(Tim Challies has a thought-provoking - but not necessarily influential - post up at his site. I left the following there as a comment but thought I would post it here for anyone who reads EP but not Challies - although I cannot imagine such a person actually existing.)


I’m not sure what the value is of determining who is “most influential” in the Kingdom of Blog. If that appellation is bestowed, should we all rush to the site to be influenced? I don’t understand the point. I read blogs that edify rather than influence me: edifiying blogs facilitate the work of the Holy Spirit; influential blogs facilitate the work of . . . the flesh? the blogger?

Or maybe I don’t understand what is meant by the term “influence” as used here.

This discussion also reminds me of the disciples squabbling over who was going to be greatest in the Kingdom of God. I think we all need to stop looking at our own numbers and accomplishments and begin looking to God for His estimation of what we write. I might be caustic, abrasive, and arrogant (come to think of it, I am all those things) and be very influential and very popular - I won’t name any other names here - or I might tell the truth and spend my time in relative obscurity with only a handful of readers.

(Or, as in my case, I might be caustic, abrasive, and arrogant and then languish in total obscurity!)

Who is greater? More importantly, who among us is fit to say who is greater?

Or maybe I’m just too old for this kind of competition.

Why not this: you read what you want to read and find edifying, and I’ll do the same.

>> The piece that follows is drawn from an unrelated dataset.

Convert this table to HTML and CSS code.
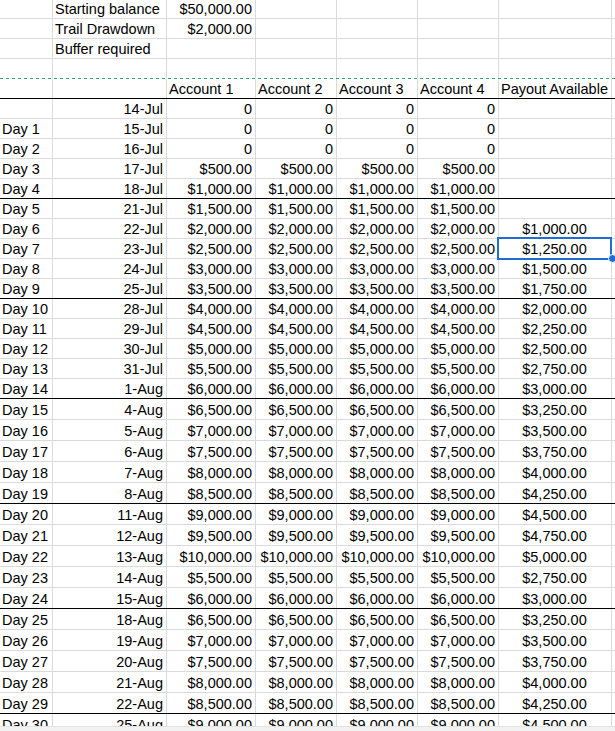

What you (Tim) find edifying in the writings of some dead Calvinist, I might find uninspiring; conversely, what I think is profound in the writings of an “heretical” dispensationalist, you might find to be the source of all problems in Protestantism.

Who is most influential is likely to come down to who confirms the biases of most blog readers. Cynical? Perhaps, but probably true all the same. Ultimately, we are influenced only by those whom we allow to influence us, for better or for worse.

Addendum: I was thinking this morning about a sermon I heard long ago by Ron Dunn, a remarkable, expository, Baptist preacher. One of his points in his sermon on prayer was that the apostles had virtually no influence in Jerusalem following the Day of Pentecost. In the corridors of worldly influence, they were paupers.

But, although they didn’t have the influence to keep Peter out of jail, they did have the power to pray him out!

We have mistaken influence for power; we have settled for the influence of political lobbyists, book sales, and blog hits but neglected the power available to us by the Holy Spirit as He answers our prayers.

So there may be blogs of influence, but that is not the same as being a blog of power. Keep the influence, if you like, but I’m hoping to tap into just a small bit of the power of God that He offers to His children.

That’s not meant to sound smug, superior or like “sour grapes” from someone on the far end of the tail, but just a reminder about what is important and what is not, what is valued in the eyes of God and what is valued in the eyes of men.